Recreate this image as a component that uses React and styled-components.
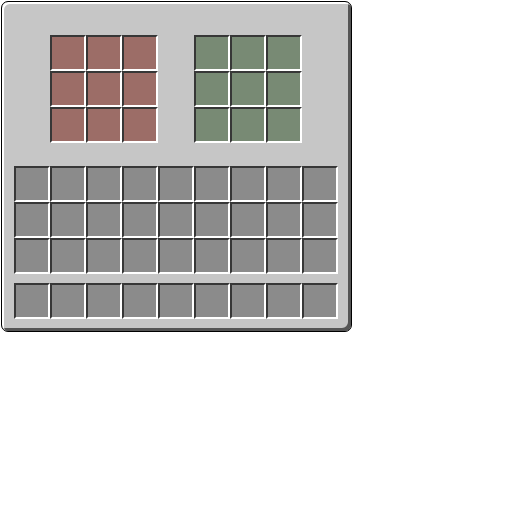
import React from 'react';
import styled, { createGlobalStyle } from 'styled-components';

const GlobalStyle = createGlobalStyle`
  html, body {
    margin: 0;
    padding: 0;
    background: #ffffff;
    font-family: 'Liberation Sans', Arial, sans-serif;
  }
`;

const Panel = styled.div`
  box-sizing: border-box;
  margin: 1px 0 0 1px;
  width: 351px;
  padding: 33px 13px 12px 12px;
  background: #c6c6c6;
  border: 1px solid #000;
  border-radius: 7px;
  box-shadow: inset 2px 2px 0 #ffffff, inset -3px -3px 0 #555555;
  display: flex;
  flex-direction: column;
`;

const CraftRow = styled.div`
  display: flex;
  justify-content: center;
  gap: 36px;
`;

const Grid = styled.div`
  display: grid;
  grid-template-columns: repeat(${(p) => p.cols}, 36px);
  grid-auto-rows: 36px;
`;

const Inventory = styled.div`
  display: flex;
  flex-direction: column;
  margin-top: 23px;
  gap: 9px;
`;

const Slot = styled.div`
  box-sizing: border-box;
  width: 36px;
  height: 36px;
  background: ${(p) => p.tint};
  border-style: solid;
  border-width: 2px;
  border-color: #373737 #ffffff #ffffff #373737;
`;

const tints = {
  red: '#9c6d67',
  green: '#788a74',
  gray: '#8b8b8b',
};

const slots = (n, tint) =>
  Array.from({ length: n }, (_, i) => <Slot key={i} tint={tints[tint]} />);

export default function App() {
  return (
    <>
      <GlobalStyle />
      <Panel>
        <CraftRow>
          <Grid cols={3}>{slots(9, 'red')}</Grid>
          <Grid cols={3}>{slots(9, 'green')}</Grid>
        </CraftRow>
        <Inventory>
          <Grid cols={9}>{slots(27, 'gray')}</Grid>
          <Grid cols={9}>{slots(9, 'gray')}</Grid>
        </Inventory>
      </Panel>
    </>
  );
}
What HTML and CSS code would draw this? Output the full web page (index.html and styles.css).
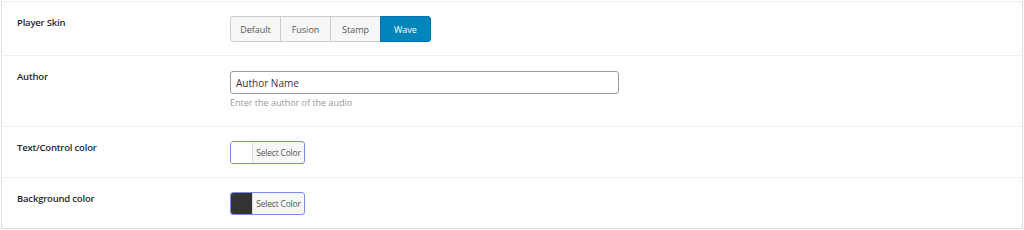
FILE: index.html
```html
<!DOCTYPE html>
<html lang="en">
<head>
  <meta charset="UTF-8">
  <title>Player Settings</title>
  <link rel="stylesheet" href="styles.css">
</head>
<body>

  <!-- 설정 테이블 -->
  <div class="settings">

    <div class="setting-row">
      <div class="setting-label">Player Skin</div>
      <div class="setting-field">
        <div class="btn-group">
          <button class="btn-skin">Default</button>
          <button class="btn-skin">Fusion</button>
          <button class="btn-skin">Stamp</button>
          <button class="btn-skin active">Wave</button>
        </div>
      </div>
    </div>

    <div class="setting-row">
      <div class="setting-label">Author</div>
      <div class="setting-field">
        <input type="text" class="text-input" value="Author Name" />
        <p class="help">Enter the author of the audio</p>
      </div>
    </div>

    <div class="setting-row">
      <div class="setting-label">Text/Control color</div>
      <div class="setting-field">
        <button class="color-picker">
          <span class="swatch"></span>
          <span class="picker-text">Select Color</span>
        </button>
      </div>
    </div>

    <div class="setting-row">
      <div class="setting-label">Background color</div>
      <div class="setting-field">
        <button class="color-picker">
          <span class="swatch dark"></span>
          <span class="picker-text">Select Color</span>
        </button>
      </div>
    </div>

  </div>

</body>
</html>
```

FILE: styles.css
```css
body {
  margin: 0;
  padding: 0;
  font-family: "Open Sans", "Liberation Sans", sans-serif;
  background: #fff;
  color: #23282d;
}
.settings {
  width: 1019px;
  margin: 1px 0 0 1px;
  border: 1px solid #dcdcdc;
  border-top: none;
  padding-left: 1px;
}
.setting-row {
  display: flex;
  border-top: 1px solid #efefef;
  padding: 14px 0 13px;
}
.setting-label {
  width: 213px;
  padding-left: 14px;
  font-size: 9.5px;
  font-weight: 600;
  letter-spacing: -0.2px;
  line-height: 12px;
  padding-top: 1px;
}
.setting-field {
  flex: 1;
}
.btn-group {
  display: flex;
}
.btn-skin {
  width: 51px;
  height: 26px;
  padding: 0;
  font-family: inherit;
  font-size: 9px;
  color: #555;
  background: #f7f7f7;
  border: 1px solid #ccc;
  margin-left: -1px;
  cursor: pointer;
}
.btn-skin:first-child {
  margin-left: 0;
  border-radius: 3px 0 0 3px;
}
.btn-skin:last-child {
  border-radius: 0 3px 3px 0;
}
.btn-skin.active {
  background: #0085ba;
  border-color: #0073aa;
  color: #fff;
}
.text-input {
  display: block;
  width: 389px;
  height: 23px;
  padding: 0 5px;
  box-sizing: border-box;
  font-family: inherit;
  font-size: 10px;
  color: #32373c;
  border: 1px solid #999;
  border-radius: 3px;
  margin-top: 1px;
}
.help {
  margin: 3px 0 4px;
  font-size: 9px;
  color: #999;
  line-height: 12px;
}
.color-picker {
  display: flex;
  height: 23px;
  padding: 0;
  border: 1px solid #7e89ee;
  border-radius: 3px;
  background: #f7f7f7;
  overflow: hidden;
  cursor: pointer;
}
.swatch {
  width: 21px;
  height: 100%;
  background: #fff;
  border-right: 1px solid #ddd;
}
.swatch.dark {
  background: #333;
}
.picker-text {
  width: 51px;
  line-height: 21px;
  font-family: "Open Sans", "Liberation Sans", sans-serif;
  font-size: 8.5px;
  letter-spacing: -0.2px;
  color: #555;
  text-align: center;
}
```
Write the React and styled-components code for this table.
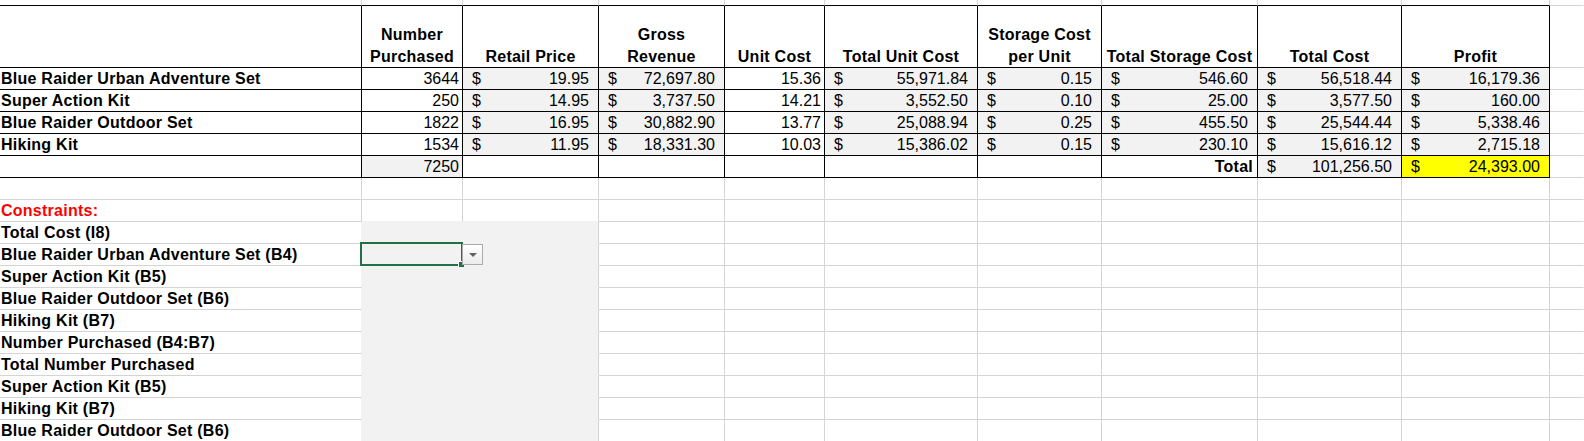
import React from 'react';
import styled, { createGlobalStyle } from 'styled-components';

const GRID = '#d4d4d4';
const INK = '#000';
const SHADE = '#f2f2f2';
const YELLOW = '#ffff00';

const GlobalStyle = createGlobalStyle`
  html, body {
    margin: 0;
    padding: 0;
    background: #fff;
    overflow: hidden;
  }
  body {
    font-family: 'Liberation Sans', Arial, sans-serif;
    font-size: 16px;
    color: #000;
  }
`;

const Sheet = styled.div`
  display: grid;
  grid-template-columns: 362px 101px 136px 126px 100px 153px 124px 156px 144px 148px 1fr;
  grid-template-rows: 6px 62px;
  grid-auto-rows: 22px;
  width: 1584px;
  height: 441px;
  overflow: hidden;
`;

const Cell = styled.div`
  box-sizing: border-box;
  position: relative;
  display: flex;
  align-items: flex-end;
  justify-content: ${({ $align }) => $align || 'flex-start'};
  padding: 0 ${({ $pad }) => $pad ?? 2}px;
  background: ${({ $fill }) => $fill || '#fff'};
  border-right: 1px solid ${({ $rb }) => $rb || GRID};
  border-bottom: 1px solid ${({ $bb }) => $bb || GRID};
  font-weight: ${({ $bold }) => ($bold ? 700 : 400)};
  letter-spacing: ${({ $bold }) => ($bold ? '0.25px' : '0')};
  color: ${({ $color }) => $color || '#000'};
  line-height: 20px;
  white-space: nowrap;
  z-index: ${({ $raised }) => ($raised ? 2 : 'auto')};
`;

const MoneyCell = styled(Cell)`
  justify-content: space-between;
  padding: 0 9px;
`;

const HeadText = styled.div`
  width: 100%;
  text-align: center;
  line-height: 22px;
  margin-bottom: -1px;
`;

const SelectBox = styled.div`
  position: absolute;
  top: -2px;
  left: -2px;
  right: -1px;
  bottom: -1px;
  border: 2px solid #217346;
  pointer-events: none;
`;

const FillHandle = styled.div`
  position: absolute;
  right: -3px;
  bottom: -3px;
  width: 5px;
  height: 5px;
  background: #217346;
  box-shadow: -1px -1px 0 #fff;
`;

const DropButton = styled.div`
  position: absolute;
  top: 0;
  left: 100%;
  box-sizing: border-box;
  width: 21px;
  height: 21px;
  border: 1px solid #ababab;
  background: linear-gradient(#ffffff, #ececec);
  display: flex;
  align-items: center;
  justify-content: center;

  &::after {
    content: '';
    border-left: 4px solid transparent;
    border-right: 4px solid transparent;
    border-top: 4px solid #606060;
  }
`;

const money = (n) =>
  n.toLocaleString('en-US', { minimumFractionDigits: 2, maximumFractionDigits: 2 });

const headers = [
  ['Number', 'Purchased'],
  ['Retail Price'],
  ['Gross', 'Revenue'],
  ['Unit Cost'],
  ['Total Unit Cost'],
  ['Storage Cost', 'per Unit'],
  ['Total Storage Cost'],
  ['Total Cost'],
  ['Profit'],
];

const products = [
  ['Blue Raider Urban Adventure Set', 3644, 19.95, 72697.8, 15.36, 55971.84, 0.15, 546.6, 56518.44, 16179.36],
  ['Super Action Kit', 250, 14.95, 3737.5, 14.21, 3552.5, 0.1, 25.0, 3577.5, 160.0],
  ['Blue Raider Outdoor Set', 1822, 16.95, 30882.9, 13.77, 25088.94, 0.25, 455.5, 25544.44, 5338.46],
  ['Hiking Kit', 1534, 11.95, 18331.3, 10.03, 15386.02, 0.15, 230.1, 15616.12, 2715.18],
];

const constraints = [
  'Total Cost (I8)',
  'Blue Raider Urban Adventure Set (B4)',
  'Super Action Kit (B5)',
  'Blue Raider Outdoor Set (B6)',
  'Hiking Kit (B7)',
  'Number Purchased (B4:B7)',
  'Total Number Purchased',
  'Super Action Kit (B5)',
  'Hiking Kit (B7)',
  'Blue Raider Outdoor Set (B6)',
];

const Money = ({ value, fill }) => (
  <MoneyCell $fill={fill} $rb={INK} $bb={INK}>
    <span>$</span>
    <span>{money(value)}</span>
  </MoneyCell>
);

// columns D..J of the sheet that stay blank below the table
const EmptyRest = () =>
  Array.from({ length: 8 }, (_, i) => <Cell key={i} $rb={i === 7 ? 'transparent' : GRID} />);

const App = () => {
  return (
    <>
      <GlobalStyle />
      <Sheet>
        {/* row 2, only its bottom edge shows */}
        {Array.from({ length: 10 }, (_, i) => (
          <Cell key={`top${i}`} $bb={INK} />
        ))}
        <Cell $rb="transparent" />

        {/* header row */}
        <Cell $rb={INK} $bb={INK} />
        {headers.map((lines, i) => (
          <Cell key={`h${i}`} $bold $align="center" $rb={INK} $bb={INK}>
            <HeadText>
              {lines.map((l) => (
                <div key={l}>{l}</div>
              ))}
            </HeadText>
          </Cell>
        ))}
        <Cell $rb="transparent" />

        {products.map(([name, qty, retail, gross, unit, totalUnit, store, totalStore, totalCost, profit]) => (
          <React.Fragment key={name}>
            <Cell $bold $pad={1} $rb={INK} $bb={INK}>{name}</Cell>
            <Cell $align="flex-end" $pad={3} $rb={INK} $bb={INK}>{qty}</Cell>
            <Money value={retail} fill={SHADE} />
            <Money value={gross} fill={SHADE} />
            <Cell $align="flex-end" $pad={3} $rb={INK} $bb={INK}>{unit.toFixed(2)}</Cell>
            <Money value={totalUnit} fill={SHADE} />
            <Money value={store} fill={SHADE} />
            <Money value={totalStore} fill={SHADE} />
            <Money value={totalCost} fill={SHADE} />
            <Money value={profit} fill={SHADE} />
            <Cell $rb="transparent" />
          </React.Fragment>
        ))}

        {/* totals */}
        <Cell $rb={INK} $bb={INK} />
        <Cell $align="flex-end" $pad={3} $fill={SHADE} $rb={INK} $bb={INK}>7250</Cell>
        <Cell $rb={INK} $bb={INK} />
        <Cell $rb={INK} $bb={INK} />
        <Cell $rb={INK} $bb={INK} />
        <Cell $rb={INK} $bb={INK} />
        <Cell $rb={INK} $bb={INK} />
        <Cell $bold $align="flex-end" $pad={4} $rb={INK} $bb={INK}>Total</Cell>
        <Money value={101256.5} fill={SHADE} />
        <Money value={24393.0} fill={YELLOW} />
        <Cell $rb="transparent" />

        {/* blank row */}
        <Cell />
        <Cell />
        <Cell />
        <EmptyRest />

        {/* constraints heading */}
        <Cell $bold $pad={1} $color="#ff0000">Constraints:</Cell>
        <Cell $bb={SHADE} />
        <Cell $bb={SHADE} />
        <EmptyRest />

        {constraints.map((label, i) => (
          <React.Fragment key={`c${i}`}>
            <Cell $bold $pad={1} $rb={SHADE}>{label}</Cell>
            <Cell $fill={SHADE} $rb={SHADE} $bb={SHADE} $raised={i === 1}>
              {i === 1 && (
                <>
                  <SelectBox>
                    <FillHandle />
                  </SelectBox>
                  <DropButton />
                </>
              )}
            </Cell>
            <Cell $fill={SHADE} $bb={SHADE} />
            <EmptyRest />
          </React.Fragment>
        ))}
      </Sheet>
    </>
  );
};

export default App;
####
Write out exactly the lines between the start of the data and the line with "i) => <Slot", including both, but none of the pictures.

Recreate this image as a component that uses React and styled-components.
import React from 'react';
import styled, { createGlobalStyle } from 'styled-components';

const GlobalStyle = createGlobalStyle`
  html, body {
    margin: 0;
    padding: 0;
    background: #ffffff;
    font-family: 'Liberation Sans', Arial, sans-serif;
  }
`;

const Panel = styled.div`
  box-sizing: border-box;
  margin: 1px 0 0 1px;
  width: 351px;
  padding: 33px 13px 12px 12px;
  background: #c6c6c6;
  border: 1px solid #000;
  border-radius: 7px;
  box-shadow: inset 2px 2px 0 #ffffff, inset -3px -3px 0 #555555;
  display: flex;
  flex-direction: column;
`;

const CraftRow = styled.div`
  display: flex;
  justify-content: center;
  gap: 36px;
`;

const Grid = styled.div`
  display: grid;
  grid-template-columns: repeat(${(p) => p.cols}, 36px);
  grid-auto-rows: 36px;
`;

const Inventory = styled.div`
  display: flex;
  flex-direction: column;
  margin-top: 23px;
  gap: 9px;
`;

const Slot = styled.div`
  box-sizing: border-box;
  width: 36px;
  height: 36px;
  background: ${(p) => p.tint};
  border-style: solid;
  border-width: 2px;
  border-color: #373737 #ffffff #ffffff #373737;
`;

const tints = {
  red: '#9c6d67',
  green: '#788a74',
  gray: '#8b8b8b',
};

const slots = (n, tint) =>
  Array.from({ length: n }, (_, i) => <Slot key={i} tint={tints[tint]} />);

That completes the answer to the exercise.